Material supplied ::
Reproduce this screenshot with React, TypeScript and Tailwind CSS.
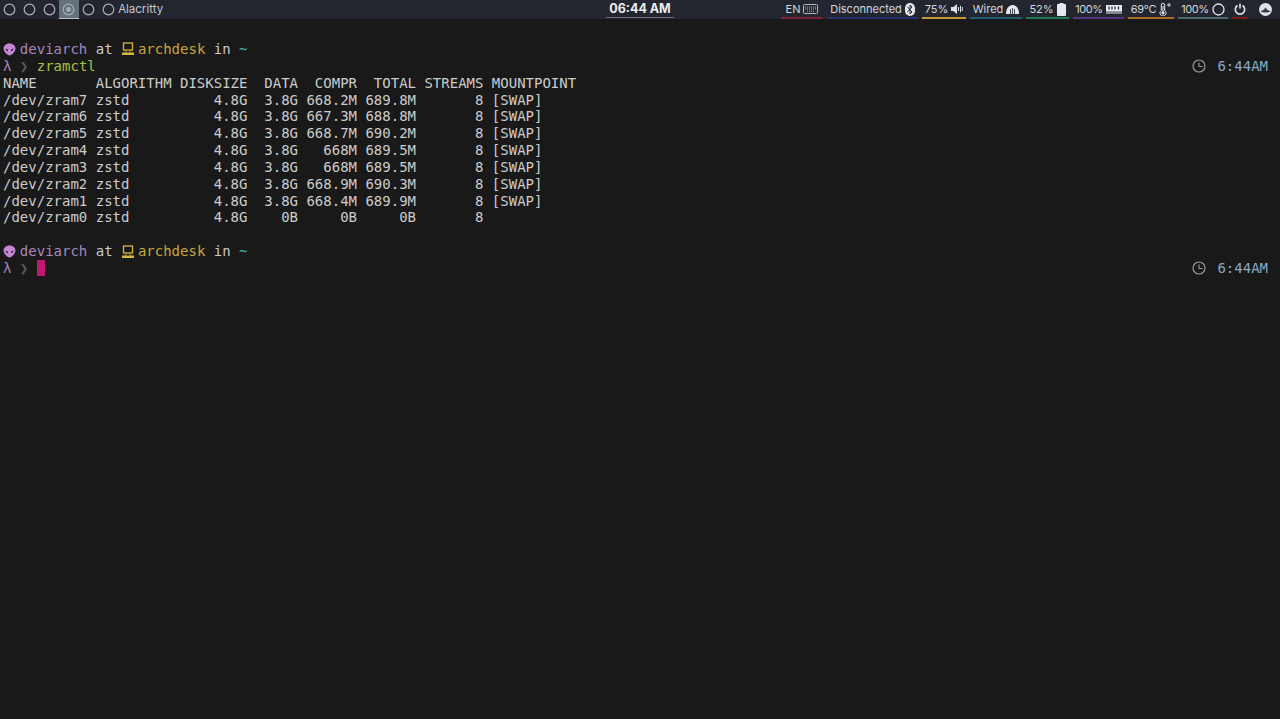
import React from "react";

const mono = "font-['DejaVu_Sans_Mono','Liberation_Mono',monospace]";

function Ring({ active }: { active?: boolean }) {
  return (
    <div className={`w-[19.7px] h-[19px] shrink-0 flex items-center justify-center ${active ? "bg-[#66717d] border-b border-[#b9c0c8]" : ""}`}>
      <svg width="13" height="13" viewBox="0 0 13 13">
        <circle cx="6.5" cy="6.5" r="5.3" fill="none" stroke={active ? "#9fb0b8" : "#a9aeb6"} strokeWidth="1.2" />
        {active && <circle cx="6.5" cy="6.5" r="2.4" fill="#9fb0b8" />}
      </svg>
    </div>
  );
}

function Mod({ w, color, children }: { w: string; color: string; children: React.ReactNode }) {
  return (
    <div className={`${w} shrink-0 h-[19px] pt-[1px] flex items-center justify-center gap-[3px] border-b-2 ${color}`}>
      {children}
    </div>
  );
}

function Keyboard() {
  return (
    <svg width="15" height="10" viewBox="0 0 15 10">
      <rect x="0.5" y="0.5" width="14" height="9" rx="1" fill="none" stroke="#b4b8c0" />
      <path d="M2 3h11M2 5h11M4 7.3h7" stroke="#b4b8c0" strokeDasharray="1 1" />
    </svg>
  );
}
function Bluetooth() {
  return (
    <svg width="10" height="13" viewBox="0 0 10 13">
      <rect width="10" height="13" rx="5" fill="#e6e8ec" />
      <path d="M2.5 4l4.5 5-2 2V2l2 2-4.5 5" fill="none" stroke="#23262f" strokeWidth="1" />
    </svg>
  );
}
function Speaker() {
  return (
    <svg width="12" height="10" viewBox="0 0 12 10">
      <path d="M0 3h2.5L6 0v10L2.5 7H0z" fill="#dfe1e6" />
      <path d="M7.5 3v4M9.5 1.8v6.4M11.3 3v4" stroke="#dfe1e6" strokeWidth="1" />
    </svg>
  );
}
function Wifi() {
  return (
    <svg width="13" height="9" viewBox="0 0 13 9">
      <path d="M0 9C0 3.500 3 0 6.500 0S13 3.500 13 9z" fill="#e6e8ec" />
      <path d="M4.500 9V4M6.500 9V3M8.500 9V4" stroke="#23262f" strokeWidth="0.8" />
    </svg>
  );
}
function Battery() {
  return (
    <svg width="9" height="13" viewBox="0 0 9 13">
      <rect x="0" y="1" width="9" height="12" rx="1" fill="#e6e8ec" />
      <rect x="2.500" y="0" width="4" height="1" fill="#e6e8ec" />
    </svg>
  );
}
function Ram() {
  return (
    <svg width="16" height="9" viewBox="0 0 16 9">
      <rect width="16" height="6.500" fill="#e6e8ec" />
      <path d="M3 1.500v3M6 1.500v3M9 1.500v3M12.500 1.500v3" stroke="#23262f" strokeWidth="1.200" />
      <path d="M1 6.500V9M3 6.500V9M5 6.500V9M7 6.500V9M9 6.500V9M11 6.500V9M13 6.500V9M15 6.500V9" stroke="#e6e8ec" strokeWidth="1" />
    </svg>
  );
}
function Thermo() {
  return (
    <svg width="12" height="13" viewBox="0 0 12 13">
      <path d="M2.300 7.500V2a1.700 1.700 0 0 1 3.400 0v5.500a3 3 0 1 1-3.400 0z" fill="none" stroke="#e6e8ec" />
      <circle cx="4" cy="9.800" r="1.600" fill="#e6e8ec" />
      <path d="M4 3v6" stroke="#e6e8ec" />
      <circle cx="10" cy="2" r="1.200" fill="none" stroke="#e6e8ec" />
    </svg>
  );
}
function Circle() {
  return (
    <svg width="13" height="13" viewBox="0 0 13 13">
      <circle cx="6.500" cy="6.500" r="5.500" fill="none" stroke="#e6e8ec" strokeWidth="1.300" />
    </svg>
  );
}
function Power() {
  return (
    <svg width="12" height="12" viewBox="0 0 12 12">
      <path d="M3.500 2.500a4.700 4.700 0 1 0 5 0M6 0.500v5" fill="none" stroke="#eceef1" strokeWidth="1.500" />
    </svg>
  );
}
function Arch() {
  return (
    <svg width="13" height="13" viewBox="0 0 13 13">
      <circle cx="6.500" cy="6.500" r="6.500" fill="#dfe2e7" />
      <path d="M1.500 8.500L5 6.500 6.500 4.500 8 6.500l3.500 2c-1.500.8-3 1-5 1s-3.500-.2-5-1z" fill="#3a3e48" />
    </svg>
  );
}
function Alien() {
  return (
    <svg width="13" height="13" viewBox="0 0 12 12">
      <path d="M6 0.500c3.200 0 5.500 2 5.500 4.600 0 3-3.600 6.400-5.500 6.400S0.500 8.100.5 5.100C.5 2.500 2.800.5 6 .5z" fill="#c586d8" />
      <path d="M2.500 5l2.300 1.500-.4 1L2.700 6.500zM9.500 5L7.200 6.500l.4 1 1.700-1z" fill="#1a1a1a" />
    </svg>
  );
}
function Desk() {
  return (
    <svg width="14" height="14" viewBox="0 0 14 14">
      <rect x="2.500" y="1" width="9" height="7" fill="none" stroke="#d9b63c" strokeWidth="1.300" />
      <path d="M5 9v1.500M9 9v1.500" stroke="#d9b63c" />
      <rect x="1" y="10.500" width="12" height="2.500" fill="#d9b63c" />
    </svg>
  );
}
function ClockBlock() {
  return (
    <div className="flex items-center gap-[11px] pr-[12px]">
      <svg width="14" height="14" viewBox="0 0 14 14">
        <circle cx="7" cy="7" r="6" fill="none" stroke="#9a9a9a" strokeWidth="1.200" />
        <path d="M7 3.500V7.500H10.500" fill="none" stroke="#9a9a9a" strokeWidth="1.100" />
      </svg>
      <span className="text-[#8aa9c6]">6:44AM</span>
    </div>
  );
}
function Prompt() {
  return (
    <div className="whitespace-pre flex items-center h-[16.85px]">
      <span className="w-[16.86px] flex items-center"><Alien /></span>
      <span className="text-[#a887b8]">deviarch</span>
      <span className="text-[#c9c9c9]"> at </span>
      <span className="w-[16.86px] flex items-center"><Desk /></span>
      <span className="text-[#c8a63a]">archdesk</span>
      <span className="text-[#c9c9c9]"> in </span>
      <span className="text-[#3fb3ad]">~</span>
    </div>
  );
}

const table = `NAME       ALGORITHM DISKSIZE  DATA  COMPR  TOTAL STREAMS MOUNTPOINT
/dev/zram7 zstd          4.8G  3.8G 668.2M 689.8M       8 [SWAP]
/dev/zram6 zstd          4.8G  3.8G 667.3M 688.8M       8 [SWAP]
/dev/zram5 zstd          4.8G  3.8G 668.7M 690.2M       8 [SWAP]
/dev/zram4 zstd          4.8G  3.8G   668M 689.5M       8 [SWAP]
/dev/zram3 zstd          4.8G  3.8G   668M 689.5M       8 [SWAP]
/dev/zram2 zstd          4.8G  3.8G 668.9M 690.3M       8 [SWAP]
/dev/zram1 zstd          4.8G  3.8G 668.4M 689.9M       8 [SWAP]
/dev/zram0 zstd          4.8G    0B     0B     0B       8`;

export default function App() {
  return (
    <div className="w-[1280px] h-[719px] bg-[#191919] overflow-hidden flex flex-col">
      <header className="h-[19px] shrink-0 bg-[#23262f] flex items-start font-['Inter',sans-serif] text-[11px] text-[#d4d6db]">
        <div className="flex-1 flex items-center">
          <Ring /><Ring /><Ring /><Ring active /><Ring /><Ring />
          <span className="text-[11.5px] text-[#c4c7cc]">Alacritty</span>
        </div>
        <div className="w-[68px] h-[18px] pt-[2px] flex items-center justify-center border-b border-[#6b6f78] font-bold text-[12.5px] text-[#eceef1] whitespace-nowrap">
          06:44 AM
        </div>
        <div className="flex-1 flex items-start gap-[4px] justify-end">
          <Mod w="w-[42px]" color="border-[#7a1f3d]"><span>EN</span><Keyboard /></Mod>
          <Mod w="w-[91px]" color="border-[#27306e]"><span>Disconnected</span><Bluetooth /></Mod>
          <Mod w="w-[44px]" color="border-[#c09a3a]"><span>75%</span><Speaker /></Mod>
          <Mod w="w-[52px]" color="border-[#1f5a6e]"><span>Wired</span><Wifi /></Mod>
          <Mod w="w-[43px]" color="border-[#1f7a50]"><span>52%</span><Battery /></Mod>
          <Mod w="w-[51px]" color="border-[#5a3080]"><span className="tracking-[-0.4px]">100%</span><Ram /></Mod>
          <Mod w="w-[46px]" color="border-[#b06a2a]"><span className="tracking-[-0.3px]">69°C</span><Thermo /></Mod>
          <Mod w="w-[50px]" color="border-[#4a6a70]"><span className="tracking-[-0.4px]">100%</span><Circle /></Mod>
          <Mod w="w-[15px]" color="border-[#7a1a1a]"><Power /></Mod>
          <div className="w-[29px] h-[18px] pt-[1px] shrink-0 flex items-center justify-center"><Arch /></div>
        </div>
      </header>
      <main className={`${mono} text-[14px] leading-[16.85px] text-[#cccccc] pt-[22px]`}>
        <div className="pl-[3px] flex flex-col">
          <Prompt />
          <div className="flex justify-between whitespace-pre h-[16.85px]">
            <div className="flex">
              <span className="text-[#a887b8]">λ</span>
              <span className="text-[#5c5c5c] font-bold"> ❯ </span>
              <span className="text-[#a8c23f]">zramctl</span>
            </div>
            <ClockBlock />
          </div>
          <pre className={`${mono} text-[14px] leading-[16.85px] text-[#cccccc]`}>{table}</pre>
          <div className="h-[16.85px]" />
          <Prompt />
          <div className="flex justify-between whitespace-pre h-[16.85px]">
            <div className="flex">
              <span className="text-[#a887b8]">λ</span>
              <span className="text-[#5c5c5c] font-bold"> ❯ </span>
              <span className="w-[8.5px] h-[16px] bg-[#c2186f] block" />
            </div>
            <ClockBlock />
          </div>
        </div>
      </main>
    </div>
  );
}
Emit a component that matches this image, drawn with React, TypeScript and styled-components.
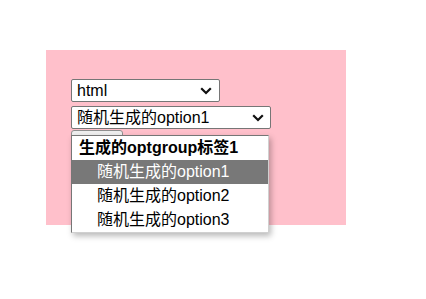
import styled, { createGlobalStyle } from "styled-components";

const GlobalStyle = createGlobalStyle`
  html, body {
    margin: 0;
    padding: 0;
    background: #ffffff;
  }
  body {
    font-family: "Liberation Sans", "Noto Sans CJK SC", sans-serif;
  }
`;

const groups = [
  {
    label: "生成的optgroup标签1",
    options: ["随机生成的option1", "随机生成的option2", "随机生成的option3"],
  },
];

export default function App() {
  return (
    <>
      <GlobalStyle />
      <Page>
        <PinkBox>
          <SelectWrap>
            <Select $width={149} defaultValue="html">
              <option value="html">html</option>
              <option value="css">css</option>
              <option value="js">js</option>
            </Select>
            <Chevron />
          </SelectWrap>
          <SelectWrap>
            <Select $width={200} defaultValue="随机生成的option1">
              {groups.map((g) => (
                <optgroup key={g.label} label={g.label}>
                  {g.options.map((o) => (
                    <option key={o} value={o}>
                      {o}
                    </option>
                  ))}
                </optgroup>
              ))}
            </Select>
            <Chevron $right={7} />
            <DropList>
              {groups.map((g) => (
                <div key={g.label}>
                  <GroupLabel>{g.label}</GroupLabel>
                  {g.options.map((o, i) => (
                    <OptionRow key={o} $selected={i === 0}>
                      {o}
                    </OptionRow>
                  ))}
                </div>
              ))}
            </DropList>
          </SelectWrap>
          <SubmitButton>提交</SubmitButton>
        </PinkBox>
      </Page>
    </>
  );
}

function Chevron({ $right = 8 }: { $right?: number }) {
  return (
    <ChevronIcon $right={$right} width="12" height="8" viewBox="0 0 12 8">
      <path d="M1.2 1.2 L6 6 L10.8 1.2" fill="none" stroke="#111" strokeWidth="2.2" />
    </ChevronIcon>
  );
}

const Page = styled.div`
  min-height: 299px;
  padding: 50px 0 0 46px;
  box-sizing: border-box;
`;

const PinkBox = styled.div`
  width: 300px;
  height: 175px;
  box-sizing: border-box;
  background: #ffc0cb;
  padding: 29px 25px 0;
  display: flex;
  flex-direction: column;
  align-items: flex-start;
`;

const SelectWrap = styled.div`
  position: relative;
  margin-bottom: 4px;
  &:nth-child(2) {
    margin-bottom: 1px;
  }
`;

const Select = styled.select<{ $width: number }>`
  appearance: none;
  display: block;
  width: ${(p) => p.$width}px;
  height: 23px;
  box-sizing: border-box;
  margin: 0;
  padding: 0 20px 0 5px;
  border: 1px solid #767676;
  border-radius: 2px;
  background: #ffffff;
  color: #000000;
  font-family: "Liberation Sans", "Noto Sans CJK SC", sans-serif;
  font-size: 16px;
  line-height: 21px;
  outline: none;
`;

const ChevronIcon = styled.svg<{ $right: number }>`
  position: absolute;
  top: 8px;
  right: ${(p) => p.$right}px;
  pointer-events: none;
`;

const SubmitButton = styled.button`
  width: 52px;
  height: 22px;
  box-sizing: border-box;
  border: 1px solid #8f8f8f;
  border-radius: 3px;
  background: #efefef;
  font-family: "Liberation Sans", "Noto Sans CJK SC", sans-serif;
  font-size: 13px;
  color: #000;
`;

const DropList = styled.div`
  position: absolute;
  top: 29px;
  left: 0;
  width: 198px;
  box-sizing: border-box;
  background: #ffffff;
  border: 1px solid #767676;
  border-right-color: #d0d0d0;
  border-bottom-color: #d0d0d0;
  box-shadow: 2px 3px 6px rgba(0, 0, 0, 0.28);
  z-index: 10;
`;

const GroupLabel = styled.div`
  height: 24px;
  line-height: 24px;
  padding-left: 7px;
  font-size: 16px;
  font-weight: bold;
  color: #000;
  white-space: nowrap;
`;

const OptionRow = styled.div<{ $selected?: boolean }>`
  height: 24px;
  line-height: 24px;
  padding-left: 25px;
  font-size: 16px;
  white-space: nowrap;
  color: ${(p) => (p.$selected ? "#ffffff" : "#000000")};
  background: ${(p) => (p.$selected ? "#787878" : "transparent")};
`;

Task prompt ::
Which lines contain "this"? Copy each of them.

Reply to the exercise ::
Reproduce this screenshot with React, TypeScript and Tailwind CSS.
Emit a component that matches this image, drawn with React, TypeScript and styled-components.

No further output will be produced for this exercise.